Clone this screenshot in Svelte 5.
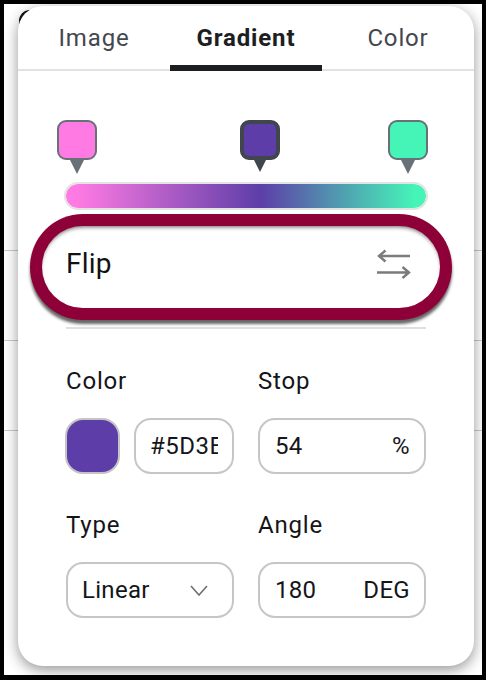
<script>
  const tabs = [
    { label: 'Image', active: false },
    { label: 'Gradient', active: true },
    { label: 'Color', active: false }
  ];
  const stops = [
    { id: 'a', color: '#ff7ae3', left: 57, active: false },
    { id: 'b', color: '#5d3ea8', left: 240, active: true },
    { id: 'c', color: '#45f5b8', left: 388, active: false }
  ];
</script>

<div class="frame">
  <div class="edge"></div>
  <div class="card">
    <nav class="tabs">
      {#each tabs as t}
        <div class="tab" class:active={t.active}>{t.label}</div>
      {/each}
    </nav>

    <div class="stops">
      {#each stops as s}
        <div class="pin" class:on={s.active} style="left:{s.left - 18}px">
          <div class="chip" style="background:{s.color}"></div>
          <div class="tip"></div>
        </div>
      {/each}
    </div>

    <div class="bar"></div>

    <div class="flip">
      <span>Flip</span>
      <svg width="34" height="30" viewBox="0 0 34 30" fill="none" stroke="#7b7b7b" stroke-width="2.4">
        <path d="M33 7H2M8.5 1.5L2 7L8.5 12.5" />
        <path d="M0 23.5H32M25.5 18L32 23.5L25.5 29" />
      </svg>
    </div>

    <div class="rule"></div>

    <div class="grid">
      <div class="col">
        <div class="label">Color</div>
        <div class="pair">
          <div class="swatch"></div>
          <div class="field hex"><span>#5D3E</span></div>
        </div>
      </div>
      <div class="col">
        <div class="label">Stop</div>
        <div class="field between"><span>54</span><span>%</span></div>
      </div>
      <div class="col">
        <div class="label">Type</div>
        <div class="field between select">
          <span>Linear</span>
          <svg width="18" height="11" viewBox="0 0 18 11" fill="none" stroke="#6f6f6f" stroke-width="1.6">
            <path d="M1 1L9 10L17 1" />
          </svg>
        </div>
      </div>
      <div class="col">
        <div class="label">Angle</div>
        <div class="field between"><span>180</span><span>DEG</span></div>
      </div>
    </div>
  </div>
</div>

<style>
  :global(body) {
    margin: 0;
    background: #000;
  }
  .frame {
    box-sizing: border-box;
    width: 486px;
    height: 680px;
    border: solid #000;
    border-width: 4px 4px 5px 4px;
    padding: 2px 8px 9px 14px;
    position: relative;
    overflow: hidden;
    font-family: Roboto, sans-serif;
    color: #16171a;
    background:
      linear-gradient(#c9c9c9, #c9c9c9) 0 246px / 100% 1px no-repeat,
      linear-gradient(#c9c9c9, #c9c9c9) 0 336px / 100% 1px no-repeat,
      linear-gradient(#c9c9c9, #c9c9c9) 0 426px / 100% 1px no-repeat,
      #fff;
  }
  .edge {
    position: absolute;
    left: 15px;
    top: 6px;
    width: 14px;
    height: 14px;
    border: 3px solid #111;
    border-right: 0;
    border-bottom: 0;
    border-top-left-radius: 11px;
  }
  .card {
    position: relative;
    box-sizing: border-box;
    height: 660px;
    background: #fff;
    border-radius: 25px;
    box-shadow: 0 4px 14px rgba(0, 0, 0, 0.42);
  }
  .tabs {
    display: flex;
    height: 65px;
    box-sizing: border-box;
    border-bottom: 2px solid #e2e2e2;
  }
  .tab {
    width: 152px;
    box-sizing: border-box;
    text-align: center;
    font-size: 24px;
    line-height: 65px;
    letter-spacing: 0.85px;
    color: #44474e;
    height: 65px;
  }
  .tab.active {
    font-weight: 700;
    color: #1d1e22;
    border-bottom: 6px solid #1d1e22;
  }
  .stops {
    position: relative;
    height: 112px;
  }
  .pin {
    position: absolute;
    top: 49px;
    width: 40px;
    display: flex;
    flex-direction: column;
    align-items: center;
  }
  .chip {
    box-sizing: border-box;
    width: 40px;
    height: 40px;
    border: 2px solid #687078;
    border-radius: 9px;
  }
  .tip {
    width: 0;
    height: 0;
    border-left: 7px solid transparent;
    border-right: 7px solid transparent;
    border-top: 14px solid #687078;
  }
  .pin.on .chip {
    border: 4px solid #41464e;
  }
  .pin.on .tip {
    border-top-color: #41464e;
    border-left-width: 6.5px;
    border-right-width: 6.5px;
    border-top-width: 12px;
  }
  .bar {
    box-sizing: border-box;
    width: 364px;
    height: 28px;
    margin-left: 46px;
    margin-top: -1px;
    border: 2px solid #e3e3e3;
    border-radius: 14px;
    background: linear-gradient(90deg, #ff7ae3 0%, #ff7ae3 3%, #5d3ea8 54%, #45f5b8 97%, #45f5b8 100%) padding-box;
  }
  .flip {
    display: flex;
    align-items: center;
    justify-content: space-between;
    box-sizing: border-box;
    width: 398px;
    height: 82px;
    margin: 16px 0 0 24px;
    padding: 0 29px 0 25px;
    border-radius: 41px;
    background: #fff;
    font-size: 28px;
    letter-spacing: 0.2px;
    color: #111;
    box-shadow:
      inset 0 3px 4px -2px rgba(0, 0, 0, 0.6),
      0 0 0 12px #8e0038,
      0 4px 3px 12px rgba(0, 0, 0, 0.6);
  }
  .flip span {
    position: relative;
    top: -4px;
    left: -1px;
  }
  .flip svg {
    position: relative;
    top: -3px;
  }
  .rule {
    height: 2px;
    background: #e0e0e0;
    width: 360px;
    margin: 19px 0 0 48px;
  }
  .grid {
    display: grid;
    grid-template-columns: 168px 168px;
    column-gap: 24px;
    row-gap: 37px;
    margin: 38px 0 0 48px;
  }
  .label {
    font-size: 24px;
    line-height: 28px;
    letter-spacing: 0.8px;
    color: #141518;
    margin-bottom: 23px;
  }
  .pair {
    display: flex;
    gap: 14px;
  }
  .swatch {
    box-sizing: border-box;
    width: 55px;
    height: 56px;
    margin-left: -1px;
    border-radius: 18px;
    background: #5d3ea8;
    border: 2px solid #c4c4c4;
  }
  .field {
    box-sizing: border-box;
    height: 56px;
    border: 2px solid #c6c6c6;
    border-radius: 17px;
    padding: 0 14px 0 15px;
    display: flex;
    align-items: center;
    font-size: 24px;
    letter-spacing: 0.3px;
    color: #15161a;
  }
  .between {
    justify-content: space-between;
  }
  .hex {
    width: 100px;
    padding: 0 14px;
  }
  .hex span {
    display: block;
    overflow: hidden;
    white-space: nowrap;
    width: 68px;
    letter-spacing: 0.5px;
  }
  .select {
    padding: 0 24px 0 14px;
  }
</style>
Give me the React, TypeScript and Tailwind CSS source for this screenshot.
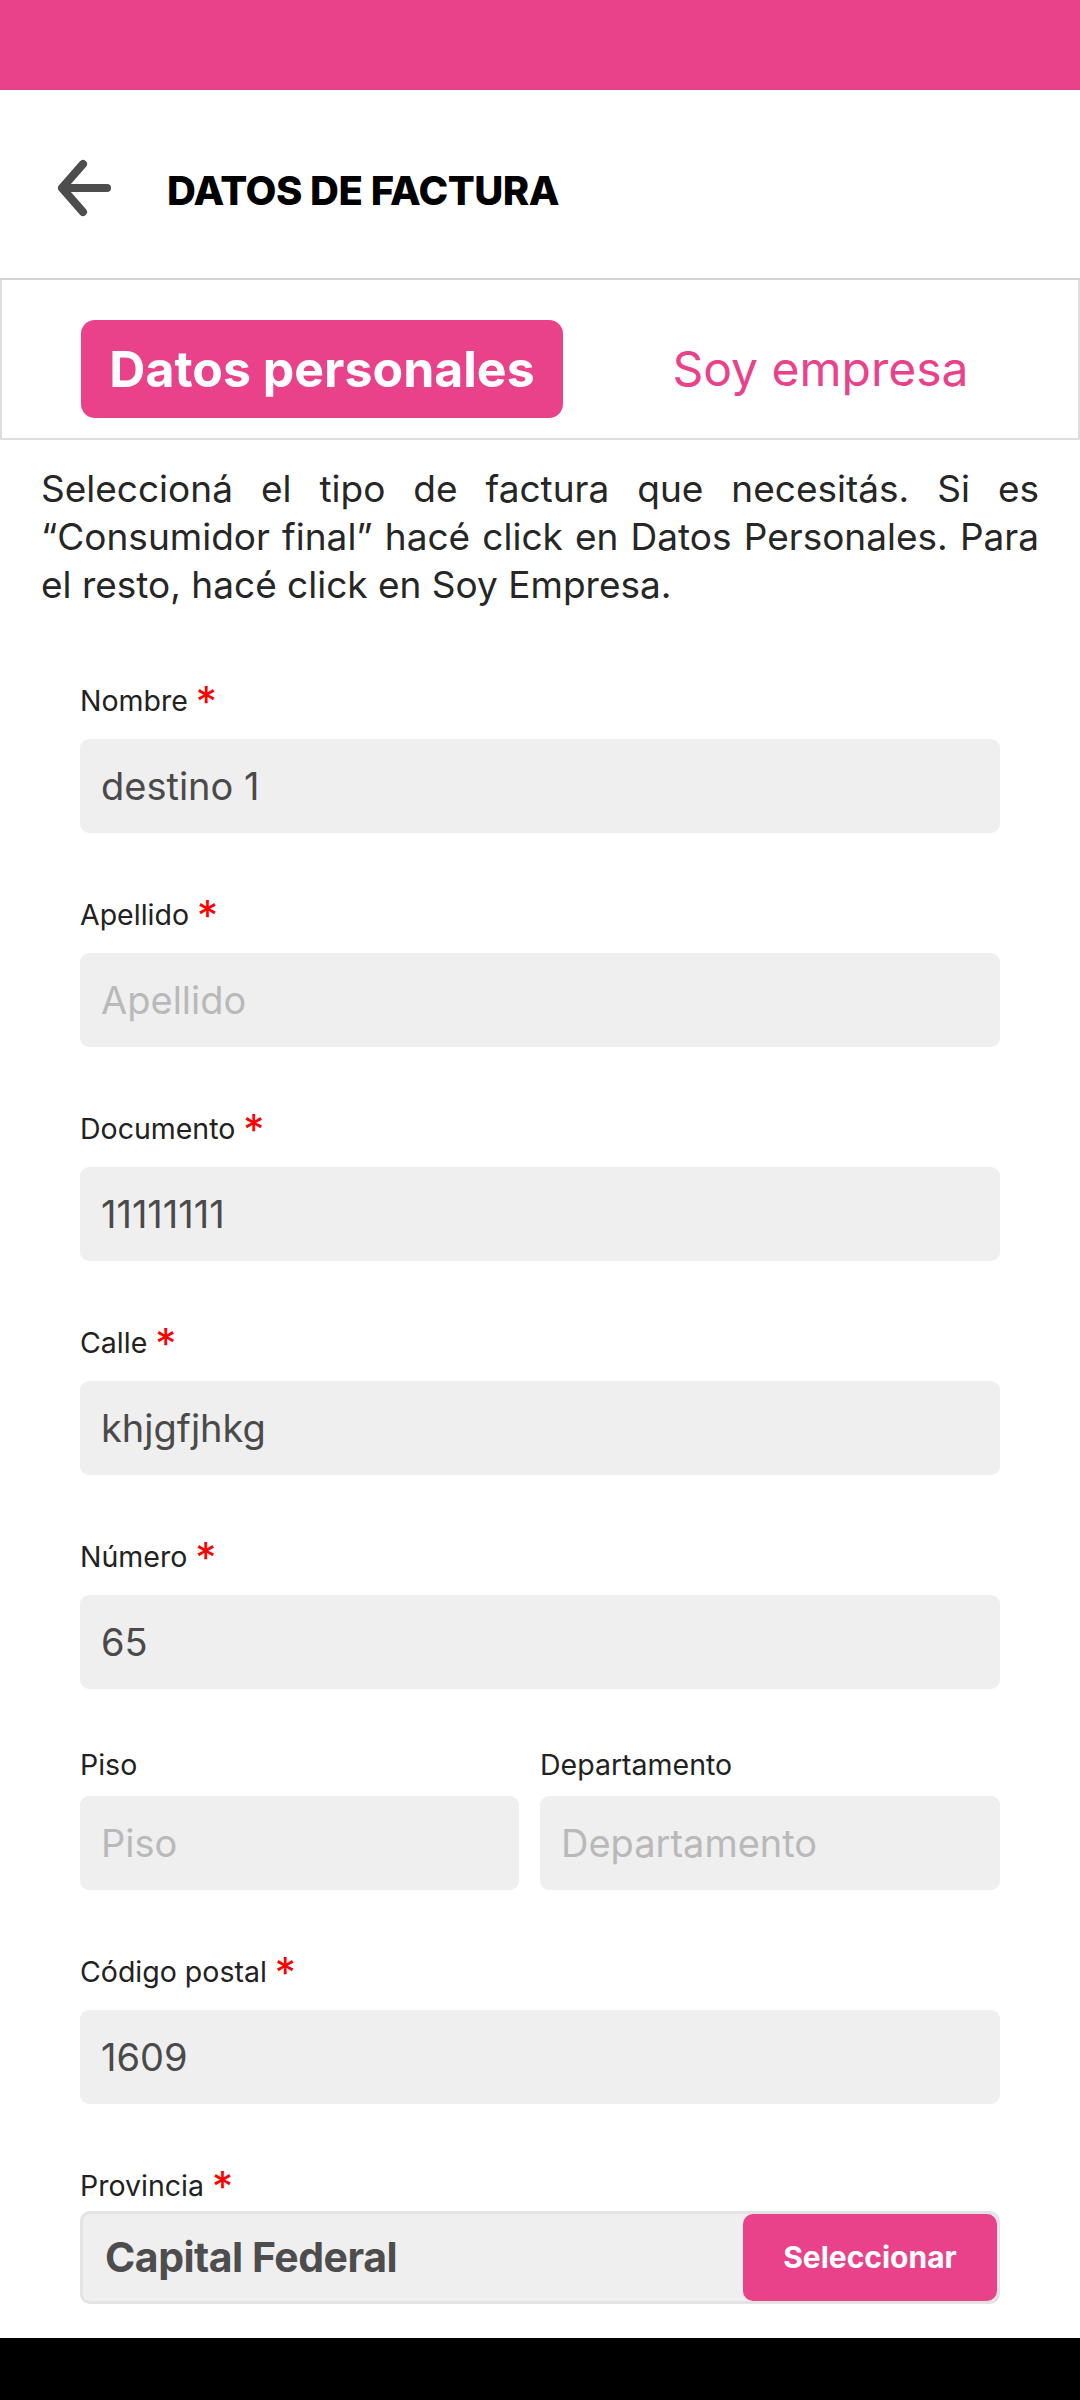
const font = { fontFamily: 'Inter, "Noto Sans", sans-serif' }

interface FieldProps {
  label: string
  required?: boolean
  value?: string
  placeholder?: string
  gap?: string
}

function Label({ label, required }: { label: string; required?: boolean }) {
  return (
    <div className="h-[34px] flex items-start text-[28.5px] leading-[34px] text-[#222]">
      <span>{label}</span>
      {required && <span className="ml-[8px] text-[42px] leading-[34px] text-[#ff0000] relative top-[1px]">*</span>}
    </div>
  )
}

function Field({ label, required, value, placeholder, gap = 'mt-[21px]' }: FieldProps) {
  return (
    <div>
      <Label label={label} required={required} />
      <div className={`${gap} h-[94px] rounded-[9px] bg-[#efefef] px-[21px] flex items-center text-[38px]`}>
        {value ? <span className="text-[#4a4a4a]">{value}</span> : <span className="text-[#b9b9b9]">{placeholder}</span>}
      </div>
    </div>
  )
}

export default function App() {
  return (
    <div className="w-[1080px] h-[2400px] flex flex-col bg-white overflow-hidden" style={font}>
      <div className="h-[90px] bg-[#e9428b] shrink-0" />

      {/* header */}
      <div className="h-[190px] shrink-0 flex items-center pt-[8px] border-b-2 border-[#d2d2d2]">
        <svg width="60" height="60" viewBox="0 0 60 60" className="ml-[52px]">
          <path d="M31 6 L10 30 L31 54 M10 30 L55 30" fill="none" stroke="#4d4d4d" strokeWidth="8" strokeLinecap="round" strokeLinejoin="round" />
        </svg>
        <h1 className="ml-[55px] mt-[6px] text-[40px] font-extrabold text-black leading-none tracking-[-0.5px]">DATOS DE FACTURA</h1>
      </div>

      {/* tabs */}
      <div className="shrink-0 flex items-center border-x-2 border-b-2 border-[#dedede] pt-[40px] pb-[20px] pl-[79px]">
        <button className="w-[482px] h-[98px] rounded-[14px] bg-[#e9428b] text-white text-[50px] font-bold">
          Datos personales
        </button>
        <div className="flex-1 text-center text-[48px] text-[#e9428b]">Soy empresa</div>
      </div>

      <div className="flex-1 overflow-hidden">
        <p className="mt-[25px] px-[41px] text-[37px] leading-[48px] text-[#262626] text-justify">
          Seleccioná el tipo de factura que necesitás. Si es “Consumidor final” hacé click en Datos Personales. Para el
          resto, hacé click en Soy Empresa.
        </p>

        <div className="px-[80px] mt-[75px] flex flex-col gap-[65px]">
          <Field label="Nombre" required value="destino 1" />
          <Field label="Apellido" required placeholder="Apellido" />
          <Field label="Documento" required value="11111111" />
          <Field label="Calle" required value="khjgfjhkg" />
          <Field label="Número" required value="65" />

          <div className="grid grid-cols-[439px_1fr] gap-x-[21px] -mt-[6px]">
            <Field label="Piso" placeholder="Piso" gap="mt-[14px]" />
            <Field label="Departamento" placeholder="Departamento" gap="mt-[14px]" />
          </div>

          <Field label="Código postal" required value="1609" />

          <div>
            <Label label="Provincia" required />
            <div className="mt-[8px] h-[93px] rounded-[10px] border-[3px] border-[#e3e3e3] bg-[#efefef] flex items-stretch">
              <div className="flex-1 flex items-center pl-[22px] text-[41px] font-bold text-[#4d4d4d] tracking-[-0.5px]">
                Capital Federal
              </div>
              <button className="w-[254px] rounded-[10px] bg-[#e9428b] text-white text-[30px] font-bold">Seleccionar</button>
            </div>
          </div>
        </div>
      </div>

      <div className="h-[62px] bg-black shrink-0" />
    </div>
  )
}
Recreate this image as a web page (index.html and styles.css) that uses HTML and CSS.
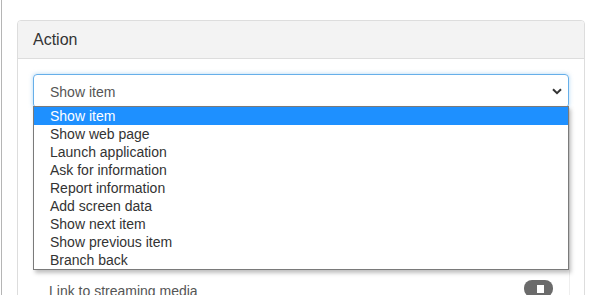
FILE: index.html
```html
<!DOCTYPE html>
<html lang="en">
<head>
    <meta charset="UTF-8">
    <meta name="viewport" content="width=device-width, initial-scale=1.0">
    <title>Action</title>
    <link rel="stylesheet" href="styles.css">
</head>
<body>
    <div class="page">
        <div class="panel">
            <div class="panel-heading">Action</div>
            <div class="panel-body">
                <div class="select-wrap">
                    <div class="select-box">
                        <span>Show item</span>
                        <svg class="chevron" width="10" height="7" viewBox="0 0 10 7">
                            <path d="M1 1.2 L5 5.2 L9 1.2" fill="none" stroke="#333" stroke-width="2"/>
                        </svg>
                    </div>
                    <ul class="dropdown">
                        <li class="selected">Show item</li>
                        <li>Show web page</li>
                        <li>Launch application</li>
                        <li>Ask for information</li>
                        <li>Report information</li>
                        <li>Add screen data</li>
                        <li>Show next item</li>
                        <li>Show previous item</li>
                        <li>Branch back</li>
                    </ul>
                </div>
                <div class="hidden-fields"></div>
                <div class="media-row">
                    <span class="media-label">Link to streaming media</span>
                    <span class="toggle"><span class="toggle-knob"></span></span>
                </div>
            </div>
        </div>
    </div>
</body>
</html>
```

FILE: styles.css
```css
body {
    margin: 0;
    font-family: "Liberation Sans", Arial, sans-serif;
    background-color: #fff;
    overflow: hidden;
}
.page {
    margin-left: 1px;
    border-left: 1px solid #b5b5b5;
    padding: 20px 0 0 15px;
    height: 300px;
}
.panel {
    width: 566px;
    border: 1px solid #ddd;
    border-radius: 4px;
    height: 320px;
}
.panel-heading {
    background-color: #f3f3f3;
    border-bottom: 1px solid #ddd;
    border-radius: 3px 3px 0 0;
    height: 37px;
    line-height: 38px;
    padding-left: 15px;
    font-size: 16px;
    color: #333;
}
.panel-body {
    padding: 15px 15px 15px 15px;
}
.select-wrap {
    position: relative;
}
.select-box {
    display: flex;
    align-items: center;
    justify-content: space-between;
    height: 31px;
    border: 1px solid #66afe9;
    border-radius: 4px;
    box-shadow: 0 0 4px rgba(102, 175, 233, 0.5);
    padding: 1px 6px 0 16px;
    font-size: 14px;
    color: #555;
}
.chevron {
    display: block;
}
.dropdown {
    position: absolute;
    left: 0;
    right: 0;
    top: 32px;
    margin: 0;
    padding: 0;
    list-style: none;
    background-color: #fff;
    border: 1px solid #7a7a7a;
    box-shadow: 2px 3px 4px rgba(0, 0, 0, 0.25);
    z-index: 2;
}
.dropdown li {
    height: 18px;
    line-height: 19px;
    padding-left: 16px;
    font-size: 14px;
    color: #333;
}
.dropdown li.selected {
    background-color: #1e90ff;
    color: #fff;
}
.hidden-fields {
    height: 172px;
    margin-right: -1px;
    border-right: 1px solid #eee;
}
.media-row {
    display: flex;
    align-items: flex-start;
    justify-content: space-between;
    padding: 0 16px 0 16px;
    border-right: 1px solid #eee;
    margin-right: -1px;
    height: 30px;
}
.media-label {
    font-size: 14px;
    color: #555;
    margin-top: 3px;
}
.toggle {
    display: flex;
    align-items: center;
    justify-content: center;
    width: 29px;
    height: 17px;
    border-radius: 8px;
    background-color: #6b6b6b;
}
.toggle-knob {
    width: 7px;
    height: 8px;
    background-color: #fff;
    margin-left: 4px;
}
```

::::::

*Task goal*.
Identify the lines above that contain the word "screenshot", then copy them.

*Output for this exercise*.
Clone this screenshot in Svelte 5.
Give me the React, TypeScript and Tailwind CSS source for this screenshot.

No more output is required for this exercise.